### Source data
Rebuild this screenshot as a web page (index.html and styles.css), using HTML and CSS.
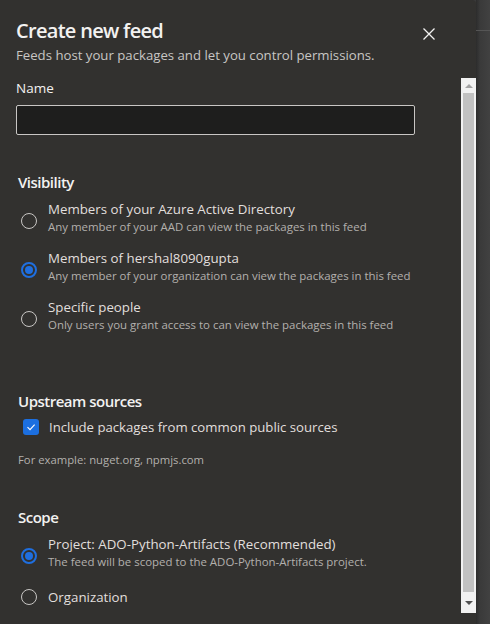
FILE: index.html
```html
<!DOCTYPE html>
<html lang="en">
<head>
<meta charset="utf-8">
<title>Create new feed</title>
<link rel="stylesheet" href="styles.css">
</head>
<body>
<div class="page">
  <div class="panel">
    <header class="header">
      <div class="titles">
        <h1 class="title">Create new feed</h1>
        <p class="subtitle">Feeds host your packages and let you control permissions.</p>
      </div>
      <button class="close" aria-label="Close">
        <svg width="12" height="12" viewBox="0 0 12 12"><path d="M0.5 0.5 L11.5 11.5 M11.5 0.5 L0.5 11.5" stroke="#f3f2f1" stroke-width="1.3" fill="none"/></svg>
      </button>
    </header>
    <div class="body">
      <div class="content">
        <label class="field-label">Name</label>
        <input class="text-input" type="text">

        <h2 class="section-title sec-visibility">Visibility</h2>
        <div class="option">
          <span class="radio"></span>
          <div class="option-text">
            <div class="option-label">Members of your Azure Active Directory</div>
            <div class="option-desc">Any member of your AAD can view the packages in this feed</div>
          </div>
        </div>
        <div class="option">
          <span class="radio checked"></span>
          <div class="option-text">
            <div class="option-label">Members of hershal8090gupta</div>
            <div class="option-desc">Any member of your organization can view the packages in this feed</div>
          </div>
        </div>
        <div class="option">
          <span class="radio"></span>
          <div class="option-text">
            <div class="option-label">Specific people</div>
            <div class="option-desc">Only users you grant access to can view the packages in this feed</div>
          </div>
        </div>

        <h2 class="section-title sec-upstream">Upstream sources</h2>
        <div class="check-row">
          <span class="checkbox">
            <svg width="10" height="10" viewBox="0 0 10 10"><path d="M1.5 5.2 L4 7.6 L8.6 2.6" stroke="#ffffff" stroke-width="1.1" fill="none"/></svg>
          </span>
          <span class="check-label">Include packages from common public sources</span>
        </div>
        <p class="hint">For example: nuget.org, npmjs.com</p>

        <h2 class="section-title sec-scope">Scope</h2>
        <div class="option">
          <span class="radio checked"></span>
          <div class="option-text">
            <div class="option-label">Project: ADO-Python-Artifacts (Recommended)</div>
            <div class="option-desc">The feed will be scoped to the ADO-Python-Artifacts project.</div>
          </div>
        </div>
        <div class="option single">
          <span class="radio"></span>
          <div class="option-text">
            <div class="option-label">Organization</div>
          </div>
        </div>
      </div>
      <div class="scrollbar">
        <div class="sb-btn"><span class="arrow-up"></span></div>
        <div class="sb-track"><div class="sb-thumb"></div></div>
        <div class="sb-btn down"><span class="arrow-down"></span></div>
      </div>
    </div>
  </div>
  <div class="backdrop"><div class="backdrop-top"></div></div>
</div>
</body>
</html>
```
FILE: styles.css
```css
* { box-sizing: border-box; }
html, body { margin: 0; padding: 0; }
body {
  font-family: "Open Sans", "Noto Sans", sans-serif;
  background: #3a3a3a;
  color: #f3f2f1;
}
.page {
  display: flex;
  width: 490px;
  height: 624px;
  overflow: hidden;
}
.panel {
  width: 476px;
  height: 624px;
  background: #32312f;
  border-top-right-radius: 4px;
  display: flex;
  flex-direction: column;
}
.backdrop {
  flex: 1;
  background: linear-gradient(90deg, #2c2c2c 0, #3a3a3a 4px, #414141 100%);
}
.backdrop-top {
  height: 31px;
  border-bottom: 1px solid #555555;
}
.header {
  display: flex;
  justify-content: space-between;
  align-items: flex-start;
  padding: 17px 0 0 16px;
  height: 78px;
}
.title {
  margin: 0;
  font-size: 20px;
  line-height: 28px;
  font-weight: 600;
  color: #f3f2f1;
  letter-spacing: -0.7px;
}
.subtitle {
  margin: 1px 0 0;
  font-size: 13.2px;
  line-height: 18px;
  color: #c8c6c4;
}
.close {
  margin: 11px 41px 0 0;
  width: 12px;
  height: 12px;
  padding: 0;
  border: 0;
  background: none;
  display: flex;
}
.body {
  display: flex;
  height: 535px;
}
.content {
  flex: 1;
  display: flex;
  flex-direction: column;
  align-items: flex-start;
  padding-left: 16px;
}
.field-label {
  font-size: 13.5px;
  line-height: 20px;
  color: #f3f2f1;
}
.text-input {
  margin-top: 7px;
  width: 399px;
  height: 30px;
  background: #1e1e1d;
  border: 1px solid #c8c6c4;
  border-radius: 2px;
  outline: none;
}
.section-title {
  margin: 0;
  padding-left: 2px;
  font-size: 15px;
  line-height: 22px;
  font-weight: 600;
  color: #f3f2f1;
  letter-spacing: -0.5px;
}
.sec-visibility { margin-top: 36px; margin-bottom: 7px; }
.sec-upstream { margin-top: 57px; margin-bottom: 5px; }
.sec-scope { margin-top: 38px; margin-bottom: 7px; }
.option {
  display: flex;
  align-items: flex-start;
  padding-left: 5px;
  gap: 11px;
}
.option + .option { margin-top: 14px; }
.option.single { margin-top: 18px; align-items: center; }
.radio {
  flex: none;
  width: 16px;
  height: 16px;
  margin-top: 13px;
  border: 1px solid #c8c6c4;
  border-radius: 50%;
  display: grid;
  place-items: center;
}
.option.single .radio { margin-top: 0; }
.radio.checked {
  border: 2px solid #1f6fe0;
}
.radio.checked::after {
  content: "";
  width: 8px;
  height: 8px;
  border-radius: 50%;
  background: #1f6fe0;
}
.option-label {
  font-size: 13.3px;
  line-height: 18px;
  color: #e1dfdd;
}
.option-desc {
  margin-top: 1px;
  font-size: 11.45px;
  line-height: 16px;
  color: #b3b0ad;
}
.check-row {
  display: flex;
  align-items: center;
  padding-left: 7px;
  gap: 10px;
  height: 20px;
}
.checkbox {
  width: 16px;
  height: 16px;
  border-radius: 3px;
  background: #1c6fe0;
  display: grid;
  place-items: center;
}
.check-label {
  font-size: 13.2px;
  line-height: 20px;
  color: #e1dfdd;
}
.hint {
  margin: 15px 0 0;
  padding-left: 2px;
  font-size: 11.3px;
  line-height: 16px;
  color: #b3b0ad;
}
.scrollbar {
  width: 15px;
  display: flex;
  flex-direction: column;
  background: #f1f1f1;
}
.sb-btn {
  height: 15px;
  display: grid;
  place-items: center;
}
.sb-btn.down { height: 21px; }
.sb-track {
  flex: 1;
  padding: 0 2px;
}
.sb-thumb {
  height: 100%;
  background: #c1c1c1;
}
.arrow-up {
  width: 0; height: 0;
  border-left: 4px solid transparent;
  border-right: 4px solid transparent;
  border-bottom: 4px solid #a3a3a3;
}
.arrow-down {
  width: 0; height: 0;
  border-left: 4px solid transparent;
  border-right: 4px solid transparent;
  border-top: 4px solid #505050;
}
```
######
What you should do:
Collect each line above holding the string "page".

Task result:
Rebuild this screenshot as a web page (index.html and styles.css), using HTML and CSS.
<div class="page">
.page {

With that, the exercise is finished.